On top of this, the workers at Kolkata port are highly unionized, with the ranks being a stronghold for the Left parties and now the Trinamool Congress as well that governs the state.

It’s no surprise then that Kolkata has witnessed the lowest level of private participation in cargo handling after the Indian government opened the ports sector to non-state entities in the late 1990s.

Only two private berths are currently operating at the port and both are at Haldia, where the depth is marginally deeper than in Kolkata.




Operation and maintenance contractors such as Haldia Bulk Terminals Pvt. Ltd abandoned the project in October, just two years into the 10-year contract citing the worsening law and order situation at the port.

The port has issued tenders for developing at least four cargo-handling berths with private funds but port operators have stayed away from the bidding process because of a high-risk perception.

The message from all this is loud and clear: Kolkata port needs to act fast if it wants to survive. It has to look at ways to trim flab and modernize cargo-handling, particularly containers, if it doesn’t want to be relegated to the status of a barge-handling port. A plan to convert Kolkata into a barge port fell through a few years ago because of opposition from Trinamool Congress, then a key ally of the ruling Congress party-led federal government. Barges require very low depth and can easily call at Kolkata and Haldia.
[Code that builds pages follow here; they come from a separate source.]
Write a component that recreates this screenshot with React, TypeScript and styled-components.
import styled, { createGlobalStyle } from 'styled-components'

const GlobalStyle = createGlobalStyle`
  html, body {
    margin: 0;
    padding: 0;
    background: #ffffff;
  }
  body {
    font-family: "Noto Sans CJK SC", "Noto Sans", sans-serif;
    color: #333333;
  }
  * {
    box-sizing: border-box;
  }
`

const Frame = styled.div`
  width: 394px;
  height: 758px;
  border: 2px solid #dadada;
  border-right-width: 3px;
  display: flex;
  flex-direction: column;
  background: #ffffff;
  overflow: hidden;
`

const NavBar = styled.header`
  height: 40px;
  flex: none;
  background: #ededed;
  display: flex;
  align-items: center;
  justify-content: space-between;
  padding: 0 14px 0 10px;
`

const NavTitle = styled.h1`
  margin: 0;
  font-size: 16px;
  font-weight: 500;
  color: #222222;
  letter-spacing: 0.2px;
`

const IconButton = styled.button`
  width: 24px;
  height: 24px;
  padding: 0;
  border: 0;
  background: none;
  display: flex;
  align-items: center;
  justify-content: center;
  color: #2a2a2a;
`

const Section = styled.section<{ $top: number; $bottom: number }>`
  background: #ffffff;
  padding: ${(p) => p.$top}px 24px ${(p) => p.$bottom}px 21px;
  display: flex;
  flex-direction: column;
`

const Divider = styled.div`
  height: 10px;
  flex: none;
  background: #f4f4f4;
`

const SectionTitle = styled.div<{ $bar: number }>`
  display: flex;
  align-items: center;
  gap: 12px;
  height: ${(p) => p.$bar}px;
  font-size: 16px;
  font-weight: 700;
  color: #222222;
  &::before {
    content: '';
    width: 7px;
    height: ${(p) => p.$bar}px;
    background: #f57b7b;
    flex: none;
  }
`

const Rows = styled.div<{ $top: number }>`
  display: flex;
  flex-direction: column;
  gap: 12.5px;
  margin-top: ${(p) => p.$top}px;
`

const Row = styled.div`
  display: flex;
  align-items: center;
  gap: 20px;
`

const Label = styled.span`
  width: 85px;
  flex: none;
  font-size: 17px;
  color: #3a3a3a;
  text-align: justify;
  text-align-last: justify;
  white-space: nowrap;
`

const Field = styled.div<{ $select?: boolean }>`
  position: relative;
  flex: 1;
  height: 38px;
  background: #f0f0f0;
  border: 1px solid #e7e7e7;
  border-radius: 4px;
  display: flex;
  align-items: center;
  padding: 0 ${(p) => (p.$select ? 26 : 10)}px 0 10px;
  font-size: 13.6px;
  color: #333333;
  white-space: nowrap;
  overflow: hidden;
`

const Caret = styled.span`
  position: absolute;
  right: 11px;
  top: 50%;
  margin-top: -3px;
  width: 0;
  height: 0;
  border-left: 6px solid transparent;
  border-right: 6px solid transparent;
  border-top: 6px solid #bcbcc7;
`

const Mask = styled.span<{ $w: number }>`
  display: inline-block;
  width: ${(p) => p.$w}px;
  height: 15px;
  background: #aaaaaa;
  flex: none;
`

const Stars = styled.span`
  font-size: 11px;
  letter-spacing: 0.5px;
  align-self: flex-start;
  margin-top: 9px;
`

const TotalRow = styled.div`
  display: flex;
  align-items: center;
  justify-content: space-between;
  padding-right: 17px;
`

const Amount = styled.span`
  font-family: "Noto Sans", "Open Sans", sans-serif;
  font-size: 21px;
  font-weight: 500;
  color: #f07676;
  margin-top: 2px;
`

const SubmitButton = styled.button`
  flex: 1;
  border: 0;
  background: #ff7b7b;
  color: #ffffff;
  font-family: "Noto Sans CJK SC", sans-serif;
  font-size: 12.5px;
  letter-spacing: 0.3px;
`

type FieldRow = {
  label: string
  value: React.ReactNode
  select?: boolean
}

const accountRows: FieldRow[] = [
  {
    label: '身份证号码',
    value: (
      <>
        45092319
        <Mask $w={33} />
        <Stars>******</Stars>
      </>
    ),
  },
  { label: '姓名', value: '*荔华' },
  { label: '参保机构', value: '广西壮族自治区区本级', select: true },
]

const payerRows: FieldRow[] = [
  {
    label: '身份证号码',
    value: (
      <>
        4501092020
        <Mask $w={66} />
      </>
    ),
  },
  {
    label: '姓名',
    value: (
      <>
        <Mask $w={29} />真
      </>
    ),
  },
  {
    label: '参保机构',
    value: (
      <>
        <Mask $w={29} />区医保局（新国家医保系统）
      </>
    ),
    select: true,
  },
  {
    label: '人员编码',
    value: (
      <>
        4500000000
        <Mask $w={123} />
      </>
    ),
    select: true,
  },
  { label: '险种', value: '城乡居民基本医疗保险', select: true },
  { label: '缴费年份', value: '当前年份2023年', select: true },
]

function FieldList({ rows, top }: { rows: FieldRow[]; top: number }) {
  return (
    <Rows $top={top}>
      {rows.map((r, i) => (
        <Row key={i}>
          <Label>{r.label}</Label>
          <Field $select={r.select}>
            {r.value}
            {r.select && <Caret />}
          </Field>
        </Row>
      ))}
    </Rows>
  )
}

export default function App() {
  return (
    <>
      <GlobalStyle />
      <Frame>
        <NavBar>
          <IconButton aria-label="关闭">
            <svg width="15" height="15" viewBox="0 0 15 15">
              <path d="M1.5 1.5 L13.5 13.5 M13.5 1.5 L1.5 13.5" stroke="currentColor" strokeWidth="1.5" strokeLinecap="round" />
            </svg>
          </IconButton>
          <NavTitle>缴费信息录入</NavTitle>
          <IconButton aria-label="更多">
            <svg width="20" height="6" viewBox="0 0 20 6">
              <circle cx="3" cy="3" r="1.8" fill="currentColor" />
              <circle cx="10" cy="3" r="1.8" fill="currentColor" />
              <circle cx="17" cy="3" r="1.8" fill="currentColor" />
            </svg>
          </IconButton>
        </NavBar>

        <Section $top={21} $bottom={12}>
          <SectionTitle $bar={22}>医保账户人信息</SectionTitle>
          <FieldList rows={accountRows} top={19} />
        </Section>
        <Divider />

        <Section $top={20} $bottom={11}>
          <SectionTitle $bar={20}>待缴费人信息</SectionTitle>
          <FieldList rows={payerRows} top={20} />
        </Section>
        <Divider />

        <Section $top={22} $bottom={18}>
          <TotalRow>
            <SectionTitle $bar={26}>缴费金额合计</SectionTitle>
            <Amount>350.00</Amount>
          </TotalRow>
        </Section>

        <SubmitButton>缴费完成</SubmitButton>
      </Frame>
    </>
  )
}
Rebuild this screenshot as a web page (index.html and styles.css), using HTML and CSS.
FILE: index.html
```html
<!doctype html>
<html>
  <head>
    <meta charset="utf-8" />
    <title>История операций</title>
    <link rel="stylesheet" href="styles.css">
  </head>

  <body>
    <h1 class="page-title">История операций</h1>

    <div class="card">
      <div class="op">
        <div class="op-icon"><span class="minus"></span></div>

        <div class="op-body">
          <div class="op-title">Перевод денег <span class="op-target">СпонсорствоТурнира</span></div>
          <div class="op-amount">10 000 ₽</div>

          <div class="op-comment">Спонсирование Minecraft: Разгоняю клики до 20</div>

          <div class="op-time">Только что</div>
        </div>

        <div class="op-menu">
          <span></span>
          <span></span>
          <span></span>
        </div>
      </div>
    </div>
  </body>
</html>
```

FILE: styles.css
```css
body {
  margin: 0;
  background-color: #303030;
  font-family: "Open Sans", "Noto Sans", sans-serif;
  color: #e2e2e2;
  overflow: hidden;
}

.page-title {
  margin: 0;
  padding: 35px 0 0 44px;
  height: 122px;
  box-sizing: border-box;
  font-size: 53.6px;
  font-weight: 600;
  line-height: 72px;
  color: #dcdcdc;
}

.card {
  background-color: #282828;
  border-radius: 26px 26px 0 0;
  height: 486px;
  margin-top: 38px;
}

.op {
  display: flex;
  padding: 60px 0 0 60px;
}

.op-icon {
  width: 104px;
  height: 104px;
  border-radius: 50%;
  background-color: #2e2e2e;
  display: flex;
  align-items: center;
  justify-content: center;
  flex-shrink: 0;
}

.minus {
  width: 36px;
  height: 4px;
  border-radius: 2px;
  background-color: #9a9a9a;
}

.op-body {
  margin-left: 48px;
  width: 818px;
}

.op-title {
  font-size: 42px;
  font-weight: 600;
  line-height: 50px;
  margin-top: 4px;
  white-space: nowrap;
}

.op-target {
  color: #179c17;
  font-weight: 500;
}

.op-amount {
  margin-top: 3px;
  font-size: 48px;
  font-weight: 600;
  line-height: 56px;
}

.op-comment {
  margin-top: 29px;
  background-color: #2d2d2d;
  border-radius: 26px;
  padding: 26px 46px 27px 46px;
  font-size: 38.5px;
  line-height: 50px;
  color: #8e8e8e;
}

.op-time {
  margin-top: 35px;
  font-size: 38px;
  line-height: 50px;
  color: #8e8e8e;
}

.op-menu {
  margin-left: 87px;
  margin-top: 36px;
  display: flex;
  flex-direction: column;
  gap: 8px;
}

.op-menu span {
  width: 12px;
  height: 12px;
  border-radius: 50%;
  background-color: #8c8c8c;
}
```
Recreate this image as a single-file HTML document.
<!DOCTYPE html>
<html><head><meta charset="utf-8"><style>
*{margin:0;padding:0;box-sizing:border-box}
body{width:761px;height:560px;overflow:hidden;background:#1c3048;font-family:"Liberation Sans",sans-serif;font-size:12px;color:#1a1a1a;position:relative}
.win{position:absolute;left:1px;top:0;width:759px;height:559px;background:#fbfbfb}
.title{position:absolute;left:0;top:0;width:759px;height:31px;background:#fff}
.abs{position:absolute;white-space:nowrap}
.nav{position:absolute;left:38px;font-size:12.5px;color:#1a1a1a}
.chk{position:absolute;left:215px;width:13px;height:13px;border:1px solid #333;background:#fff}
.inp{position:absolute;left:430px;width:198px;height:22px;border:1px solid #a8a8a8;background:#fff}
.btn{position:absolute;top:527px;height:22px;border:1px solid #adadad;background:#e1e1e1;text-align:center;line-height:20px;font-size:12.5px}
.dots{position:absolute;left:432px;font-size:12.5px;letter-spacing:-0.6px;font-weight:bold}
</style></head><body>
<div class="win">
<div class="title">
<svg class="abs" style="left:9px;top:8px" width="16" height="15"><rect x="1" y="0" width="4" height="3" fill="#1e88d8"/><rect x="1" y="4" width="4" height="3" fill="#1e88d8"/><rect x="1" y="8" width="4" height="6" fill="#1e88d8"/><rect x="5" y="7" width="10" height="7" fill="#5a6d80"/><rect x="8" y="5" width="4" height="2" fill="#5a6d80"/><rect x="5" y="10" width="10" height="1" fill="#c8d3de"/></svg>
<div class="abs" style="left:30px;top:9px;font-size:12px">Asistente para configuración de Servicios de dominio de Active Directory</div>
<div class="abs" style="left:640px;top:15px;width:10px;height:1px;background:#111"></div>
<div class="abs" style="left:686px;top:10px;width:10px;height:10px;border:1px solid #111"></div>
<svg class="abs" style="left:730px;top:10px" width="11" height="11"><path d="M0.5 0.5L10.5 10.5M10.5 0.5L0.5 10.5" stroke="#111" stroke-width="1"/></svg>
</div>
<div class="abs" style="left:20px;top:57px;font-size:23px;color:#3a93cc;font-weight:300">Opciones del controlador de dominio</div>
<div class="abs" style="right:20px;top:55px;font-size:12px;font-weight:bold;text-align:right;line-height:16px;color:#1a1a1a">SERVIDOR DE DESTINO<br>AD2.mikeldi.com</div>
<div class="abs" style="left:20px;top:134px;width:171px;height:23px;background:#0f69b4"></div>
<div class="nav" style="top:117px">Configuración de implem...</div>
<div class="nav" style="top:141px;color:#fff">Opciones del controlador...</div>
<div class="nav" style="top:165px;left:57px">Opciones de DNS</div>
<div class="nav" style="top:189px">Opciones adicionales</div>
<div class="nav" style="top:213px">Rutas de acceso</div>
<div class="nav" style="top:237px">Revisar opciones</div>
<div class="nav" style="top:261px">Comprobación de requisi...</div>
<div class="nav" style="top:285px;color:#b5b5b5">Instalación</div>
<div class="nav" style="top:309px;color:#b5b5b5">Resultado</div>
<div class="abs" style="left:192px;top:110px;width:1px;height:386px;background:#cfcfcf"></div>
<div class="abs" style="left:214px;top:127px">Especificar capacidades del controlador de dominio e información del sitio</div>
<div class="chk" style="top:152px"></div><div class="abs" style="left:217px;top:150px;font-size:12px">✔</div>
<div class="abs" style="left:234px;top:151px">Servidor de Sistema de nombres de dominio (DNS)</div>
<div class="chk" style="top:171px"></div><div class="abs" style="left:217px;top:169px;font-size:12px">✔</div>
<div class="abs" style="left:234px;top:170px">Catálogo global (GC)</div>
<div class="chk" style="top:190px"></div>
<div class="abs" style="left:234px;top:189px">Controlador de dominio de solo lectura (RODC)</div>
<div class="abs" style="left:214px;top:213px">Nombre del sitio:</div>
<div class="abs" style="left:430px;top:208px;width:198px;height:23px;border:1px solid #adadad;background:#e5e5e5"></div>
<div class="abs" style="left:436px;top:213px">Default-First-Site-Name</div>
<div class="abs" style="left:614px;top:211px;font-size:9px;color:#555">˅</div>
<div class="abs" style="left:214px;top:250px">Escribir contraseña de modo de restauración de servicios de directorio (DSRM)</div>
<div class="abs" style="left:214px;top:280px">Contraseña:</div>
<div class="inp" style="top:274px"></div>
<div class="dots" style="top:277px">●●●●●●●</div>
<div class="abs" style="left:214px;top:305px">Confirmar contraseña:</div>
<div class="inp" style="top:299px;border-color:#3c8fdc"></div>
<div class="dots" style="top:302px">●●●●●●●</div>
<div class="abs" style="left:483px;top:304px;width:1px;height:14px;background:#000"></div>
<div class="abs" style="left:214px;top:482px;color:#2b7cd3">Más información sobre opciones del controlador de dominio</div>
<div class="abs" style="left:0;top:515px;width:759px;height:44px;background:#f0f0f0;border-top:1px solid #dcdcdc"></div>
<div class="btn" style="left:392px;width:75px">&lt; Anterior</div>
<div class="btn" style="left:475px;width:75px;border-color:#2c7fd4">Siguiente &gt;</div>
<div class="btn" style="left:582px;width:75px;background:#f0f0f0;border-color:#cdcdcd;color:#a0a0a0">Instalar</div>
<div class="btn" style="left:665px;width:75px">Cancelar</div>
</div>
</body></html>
The port also needs to identify and shut down activities that are not earning any money.

Kolkata’s survival also hinges to a large extent on the commercial utilization of the huge tracts of land it owns. The port is currently in the process of allotting as much as 50 cargo sheds and warehouses of varying dimensions to private parties on an annual-lease basis.




Mumbai port lost is pre-eminence when the government set up the Jawaharlal Nehru port, just a few miles away, in the late 1980s. The Jawaharlal Nehru port now handles significantly more cargo than Mumbai. Will Kolkata port go the same way after the Sagar Island port is developed? India’s oldest port has to figure out what to do before it’s too late.